A quick point of clarification before I jump into today’s column–Strength is not always in this place in the tarot—it flip-flops with Justice pretty regularly, but since it is the most common, it is the one I am focusing on today. If you are following alone with your own deck which has Justice here, it is okay to pull out your Strength card instead, since they do mean wildly different things.

Moving right along, Strength is a card that frustrates many readers and querants at times. This is largely because we want it to be more complicated than it is. Most cards have multiple meanings, or the word signifying the card is only a starting off point. This isn’t necessarily true of this card. There are multiple definitions of strength depending on who you ask, and that accounts for much of the differentiation in this card between decks. For our purposes, I will start with the most common interpretations: this card showing up as a simple call to wield strength through adversity or quarrels, a reminder that you are strong and can get through anything, or alternately, this card is often a call to find the balance between the strength we think of as force and the quiet strength of being gentle and compassionate.

All of the aforementioned interpretations are incredibly and especially relevant to LGBTQQIA* people.

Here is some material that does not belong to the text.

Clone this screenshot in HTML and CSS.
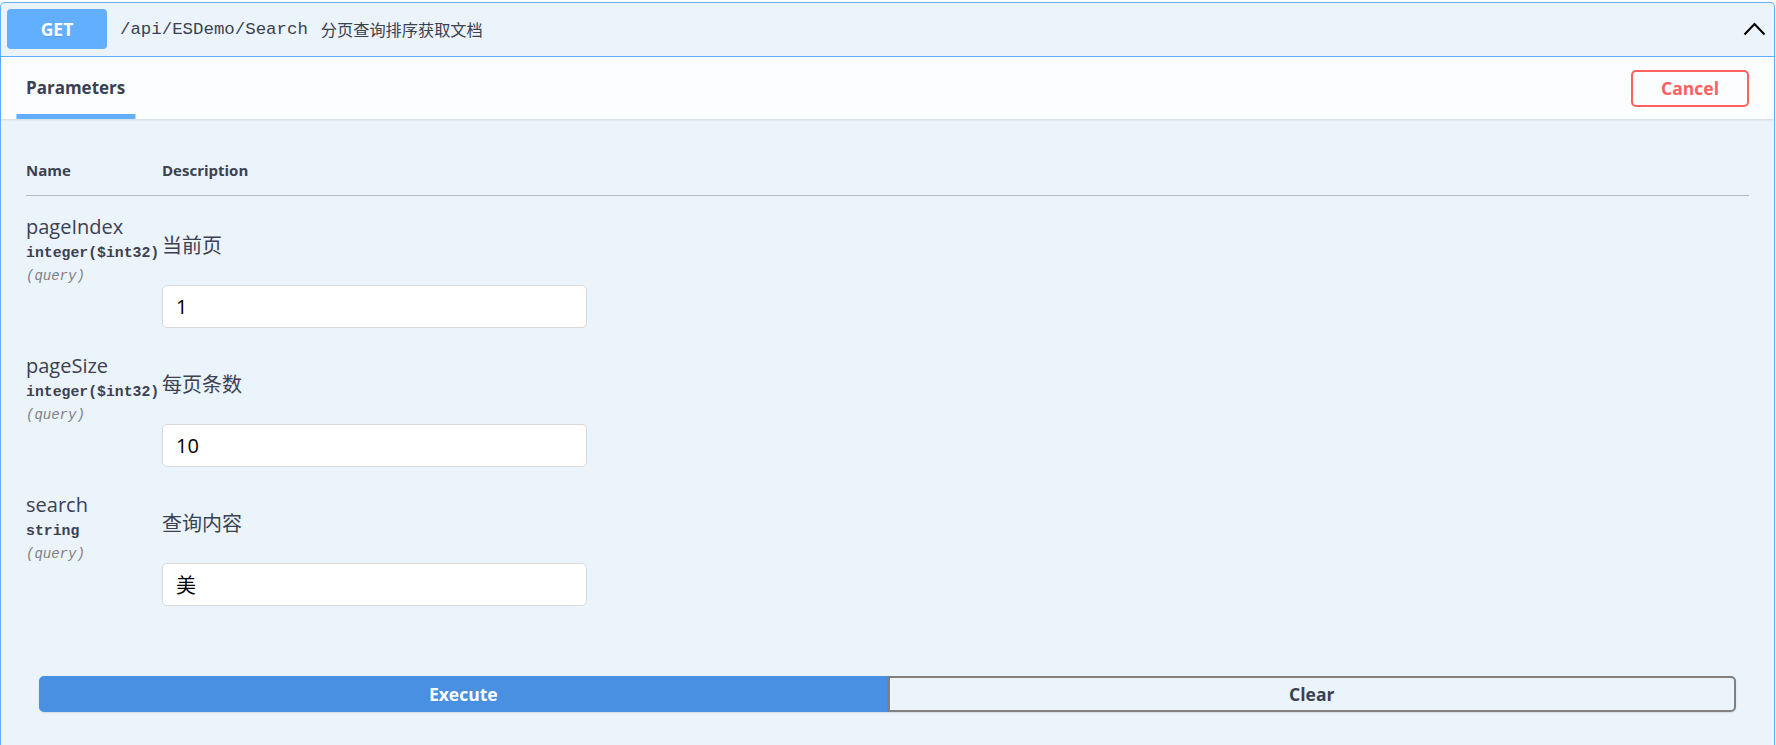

As I’ve written this column, I’ve discussed at great length the unique life path and road blocks queer people face, and so the Strength card gets it’s queering from applying those tried and true meanings to a queer person’s life. This card could, for example, show up when someone is living or working in an unsafe situation where they can not come out of the closet or live as their true selves.

In this instance, Strength would be a reminder that the person can get through this situation, as hard as it may be, and that they are only partway through their journey in this life. Someone who is transgender certainly sees a ton of stumbling blocks as they transition, and this card could show up for the same reason. In this case, it could also be showing up to remind them to stand up for themselves and not to be afraid to use their strength to help themselves, whether it’s their doctors, family members, or society at large they are finding themselves sheepish around. In looking at activist communities that so many of us as queer people are involved with, there are many times when we take on a project that Strength may show up in a reading for as a reminder to stand our ground no matter what shakes out.

However, as I mentioned right away, this card can also indicate striking a balance between force and gentleness, brute strength and strength of heart. This could show up for those same activists if they get a little too gung ho with force and end up isolating people—I know this has certainly been the case in more than one reading I’ve done for myself. Frequently I use the Southern adage “You catch more flies with honey than vinegar” when this card shows up, and while I think brute force certainly has it’s place in activism when it comes to changing and shaking up institutions, having a strong, compassionate heart may do more when opening people’s hearts on the individual level.

Strength as a card is incredibly straightforward and unendingly important to a queer person’s life. Most often it is a call reminding us to be strong, or reminding us we ARE strong. As a marginalized group we have made huge strides in rights and visibility over the past several years, but there is so much more to do, and so many people still live in fear, still live incredibly oppressed lives. More often than not, Strength comes to affirm our worth and power and this world. It’s not complicated to explain—but it is a very difficult concept to internalize and accept, and that is why it shows up in countless reading for LGBTQQIA* clients, no matter how well they seem to process it at the time. We are bottomless fountains of strength, all of us—but sometimes we need a reminder. That’s what Strength is for. Let it guide you when need be.